**WRITTEN REQUEST:**
Retype, please, the listing from its opening line through the line that contains "</StatGrid>", both included, without the pictures.

**DATA EXTRACT:**
*****
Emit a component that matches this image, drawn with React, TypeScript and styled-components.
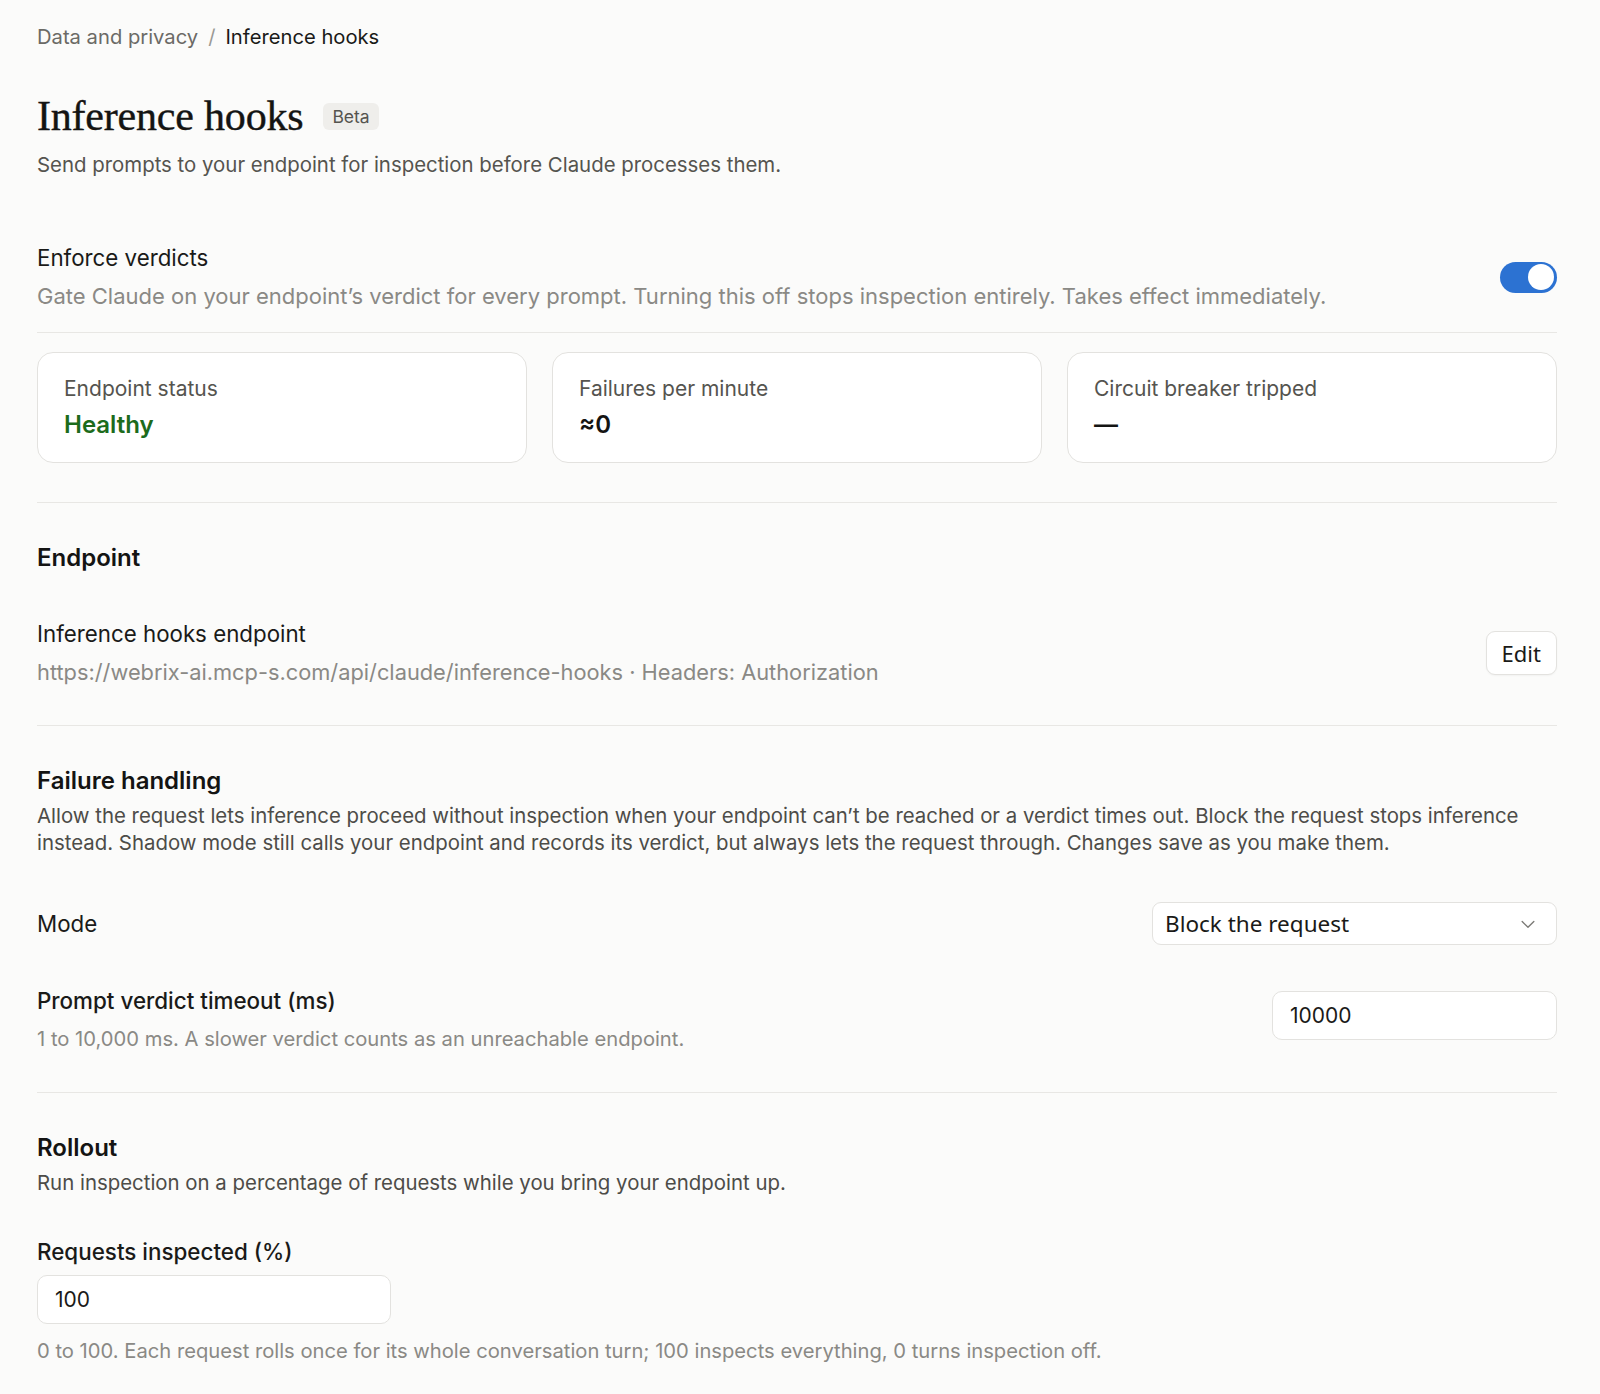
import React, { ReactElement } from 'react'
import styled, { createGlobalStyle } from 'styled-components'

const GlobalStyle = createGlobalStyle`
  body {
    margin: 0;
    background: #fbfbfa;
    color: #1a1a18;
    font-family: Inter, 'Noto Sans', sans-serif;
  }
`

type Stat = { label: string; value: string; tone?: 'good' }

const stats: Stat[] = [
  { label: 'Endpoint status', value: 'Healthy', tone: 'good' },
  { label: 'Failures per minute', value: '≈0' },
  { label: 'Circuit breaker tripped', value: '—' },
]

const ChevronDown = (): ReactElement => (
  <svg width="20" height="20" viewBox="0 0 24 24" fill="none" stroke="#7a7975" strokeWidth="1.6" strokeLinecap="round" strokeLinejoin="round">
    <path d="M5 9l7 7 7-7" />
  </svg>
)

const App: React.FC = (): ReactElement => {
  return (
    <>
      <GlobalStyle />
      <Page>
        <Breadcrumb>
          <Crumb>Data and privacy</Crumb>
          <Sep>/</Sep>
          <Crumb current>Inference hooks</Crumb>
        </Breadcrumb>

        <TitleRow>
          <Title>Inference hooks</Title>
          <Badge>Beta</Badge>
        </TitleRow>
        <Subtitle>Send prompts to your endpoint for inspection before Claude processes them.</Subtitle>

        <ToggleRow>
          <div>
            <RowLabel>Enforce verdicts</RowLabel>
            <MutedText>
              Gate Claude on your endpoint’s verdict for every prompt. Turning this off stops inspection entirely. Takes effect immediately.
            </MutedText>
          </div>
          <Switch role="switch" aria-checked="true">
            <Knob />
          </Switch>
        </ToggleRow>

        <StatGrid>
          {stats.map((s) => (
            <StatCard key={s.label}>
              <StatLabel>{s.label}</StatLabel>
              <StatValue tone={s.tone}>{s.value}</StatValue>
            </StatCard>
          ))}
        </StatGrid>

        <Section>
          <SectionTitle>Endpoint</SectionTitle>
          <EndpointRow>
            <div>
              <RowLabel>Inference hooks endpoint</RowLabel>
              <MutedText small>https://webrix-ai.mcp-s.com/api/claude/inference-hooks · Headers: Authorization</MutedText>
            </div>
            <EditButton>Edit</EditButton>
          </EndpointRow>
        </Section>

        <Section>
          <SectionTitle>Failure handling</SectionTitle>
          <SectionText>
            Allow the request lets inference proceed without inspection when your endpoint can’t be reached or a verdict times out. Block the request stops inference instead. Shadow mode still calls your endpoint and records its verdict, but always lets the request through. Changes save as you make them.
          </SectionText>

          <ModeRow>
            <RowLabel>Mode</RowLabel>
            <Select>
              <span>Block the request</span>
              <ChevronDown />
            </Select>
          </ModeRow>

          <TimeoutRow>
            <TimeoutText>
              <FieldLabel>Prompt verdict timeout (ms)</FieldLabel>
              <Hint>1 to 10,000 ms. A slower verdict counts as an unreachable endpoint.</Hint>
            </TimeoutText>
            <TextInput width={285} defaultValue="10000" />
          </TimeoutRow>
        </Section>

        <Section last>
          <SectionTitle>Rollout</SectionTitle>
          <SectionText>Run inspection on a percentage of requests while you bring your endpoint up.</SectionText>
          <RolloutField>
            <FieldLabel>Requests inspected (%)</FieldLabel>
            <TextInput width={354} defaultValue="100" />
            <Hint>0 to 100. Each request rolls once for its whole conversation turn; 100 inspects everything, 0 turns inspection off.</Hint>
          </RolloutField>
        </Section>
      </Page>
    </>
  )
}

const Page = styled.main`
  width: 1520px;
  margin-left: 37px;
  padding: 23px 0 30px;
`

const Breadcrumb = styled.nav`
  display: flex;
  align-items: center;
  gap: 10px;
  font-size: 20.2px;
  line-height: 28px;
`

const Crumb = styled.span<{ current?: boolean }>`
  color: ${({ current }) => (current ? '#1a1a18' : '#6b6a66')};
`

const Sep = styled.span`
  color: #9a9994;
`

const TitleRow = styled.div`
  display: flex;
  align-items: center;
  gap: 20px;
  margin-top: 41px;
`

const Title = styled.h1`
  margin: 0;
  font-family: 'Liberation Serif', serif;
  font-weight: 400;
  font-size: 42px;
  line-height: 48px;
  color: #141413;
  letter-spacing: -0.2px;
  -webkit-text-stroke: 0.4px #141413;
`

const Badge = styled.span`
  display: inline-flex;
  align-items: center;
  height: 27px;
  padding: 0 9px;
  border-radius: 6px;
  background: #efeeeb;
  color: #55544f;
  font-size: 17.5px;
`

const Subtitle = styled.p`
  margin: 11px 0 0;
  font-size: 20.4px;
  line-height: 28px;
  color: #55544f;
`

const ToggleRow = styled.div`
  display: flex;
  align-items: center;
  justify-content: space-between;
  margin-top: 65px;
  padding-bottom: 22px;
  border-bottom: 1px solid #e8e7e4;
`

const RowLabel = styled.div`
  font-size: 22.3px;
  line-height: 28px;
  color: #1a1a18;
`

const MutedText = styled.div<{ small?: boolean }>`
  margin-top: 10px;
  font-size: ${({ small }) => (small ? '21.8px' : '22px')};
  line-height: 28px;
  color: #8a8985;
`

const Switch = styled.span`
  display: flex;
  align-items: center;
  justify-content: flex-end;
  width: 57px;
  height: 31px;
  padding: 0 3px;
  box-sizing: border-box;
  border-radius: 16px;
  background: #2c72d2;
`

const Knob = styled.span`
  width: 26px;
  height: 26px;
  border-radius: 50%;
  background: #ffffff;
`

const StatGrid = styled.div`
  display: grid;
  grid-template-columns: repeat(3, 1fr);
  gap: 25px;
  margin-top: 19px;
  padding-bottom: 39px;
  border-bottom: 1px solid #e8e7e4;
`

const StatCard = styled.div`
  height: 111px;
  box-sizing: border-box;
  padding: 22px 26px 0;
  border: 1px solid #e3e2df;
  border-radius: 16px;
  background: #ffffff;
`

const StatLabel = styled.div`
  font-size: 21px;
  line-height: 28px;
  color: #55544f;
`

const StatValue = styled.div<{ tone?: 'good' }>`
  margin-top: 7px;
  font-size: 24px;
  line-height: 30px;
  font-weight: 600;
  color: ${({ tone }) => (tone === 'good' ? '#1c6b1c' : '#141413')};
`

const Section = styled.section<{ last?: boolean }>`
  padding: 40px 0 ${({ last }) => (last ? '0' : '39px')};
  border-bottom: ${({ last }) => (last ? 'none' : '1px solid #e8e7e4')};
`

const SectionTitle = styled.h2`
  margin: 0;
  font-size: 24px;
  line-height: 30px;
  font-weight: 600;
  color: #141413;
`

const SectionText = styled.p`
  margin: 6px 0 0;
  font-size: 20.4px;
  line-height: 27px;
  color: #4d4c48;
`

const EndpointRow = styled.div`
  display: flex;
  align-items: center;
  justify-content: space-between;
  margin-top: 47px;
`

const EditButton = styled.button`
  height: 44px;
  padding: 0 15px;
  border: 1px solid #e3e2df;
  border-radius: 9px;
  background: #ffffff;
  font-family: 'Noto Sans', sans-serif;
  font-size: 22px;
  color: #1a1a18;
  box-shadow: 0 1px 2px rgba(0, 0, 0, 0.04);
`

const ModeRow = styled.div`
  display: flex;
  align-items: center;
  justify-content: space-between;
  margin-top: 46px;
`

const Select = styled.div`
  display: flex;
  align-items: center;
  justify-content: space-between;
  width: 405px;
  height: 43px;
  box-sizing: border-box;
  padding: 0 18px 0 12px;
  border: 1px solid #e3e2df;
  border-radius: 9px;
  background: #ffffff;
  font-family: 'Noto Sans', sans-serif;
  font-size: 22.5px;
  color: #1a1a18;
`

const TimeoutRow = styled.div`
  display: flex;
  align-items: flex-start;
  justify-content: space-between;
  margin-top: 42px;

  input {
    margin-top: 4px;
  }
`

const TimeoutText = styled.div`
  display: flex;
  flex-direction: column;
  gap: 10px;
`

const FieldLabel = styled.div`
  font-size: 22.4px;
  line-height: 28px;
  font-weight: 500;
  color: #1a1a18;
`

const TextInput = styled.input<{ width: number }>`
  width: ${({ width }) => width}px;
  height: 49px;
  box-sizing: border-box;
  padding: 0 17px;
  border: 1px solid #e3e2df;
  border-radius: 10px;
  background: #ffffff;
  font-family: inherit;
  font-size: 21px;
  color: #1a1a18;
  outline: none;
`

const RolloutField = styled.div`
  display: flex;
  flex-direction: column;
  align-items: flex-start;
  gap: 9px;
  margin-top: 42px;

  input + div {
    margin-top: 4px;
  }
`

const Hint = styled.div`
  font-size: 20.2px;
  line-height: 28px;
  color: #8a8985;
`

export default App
*****
**TASK RESULT:**
Emit a component that matches this image, drawn with React, TypeScript and styled-components.
import React, { ReactElement } from 'react'
import styled, { createGlobalStyle } from 'styled-components'

const GlobalStyle = createGlobalStyle`
  body {
    margin: 0;
    background: #fbfbfa;
    color: #1a1a18;
    font-family: Inter, 'Noto Sans', sans-serif;
  }
`

type Stat = { label: string; value: string; tone?: 'good' }

const stats: Stat[] = [
  { label: 'Endpoint status', value: 'Healthy', tone: 'good' },
  { label: 'Failures per minute', value: '≈0' },
  { label: 'Circuit breaker tripped', value: '—' },
]

const ChevronDown = (): ReactElement => (
  <svg width="20" height="20" viewBox="0 0 24 24" fill="none" stroke="#7a7975" strokeWidth="1.6" strokeLinecap="round" strokeLinejoin="round">
    <path d="M5 9l7 7 7-7" />
  </svg>
)

const App: React.FC = (): ReactElement => {
  return (
    <>
      <GlobalStyle />
      <Page>
        <Breadcrumb>
          <Crumb>Data and privacy</Crumb>
          <Sep>/</Sep>
          <Crumb current>Inference hooks</Crumb>
        </Breadcrumb>

        <TitleRow>
          <Title>Inference hooks</Title>
          <Badge>Beta</Badge>
        </TitleRow>
        <Subtitle>Send prompts to your endpoint for inspection before Claude processes them.</Subtitle>

        <ToggleRow>
          <div>
            <RowLabel>Enforce verdicts</RowLabel>
            <MutedText>
              Gate Claude on your endpoint’s verdict for every prompt. Turning this off stops inspection entirely. Takes effect immediately.
            </MutedText>
          </div>
          <Switch role="switch" aria-checked="true">
            <Knob />
          </Switch>
        </ToggleRow>

        <StatGrid>
          {stats.map((s) => (
            <StatCard key={s.label}>
              <StatLabel>{s.label}</StatLabel>
              <StatValue tone={s.tone}>{s.value}</StatValue>
            </StatCard>
          ))}
        </StatGrid>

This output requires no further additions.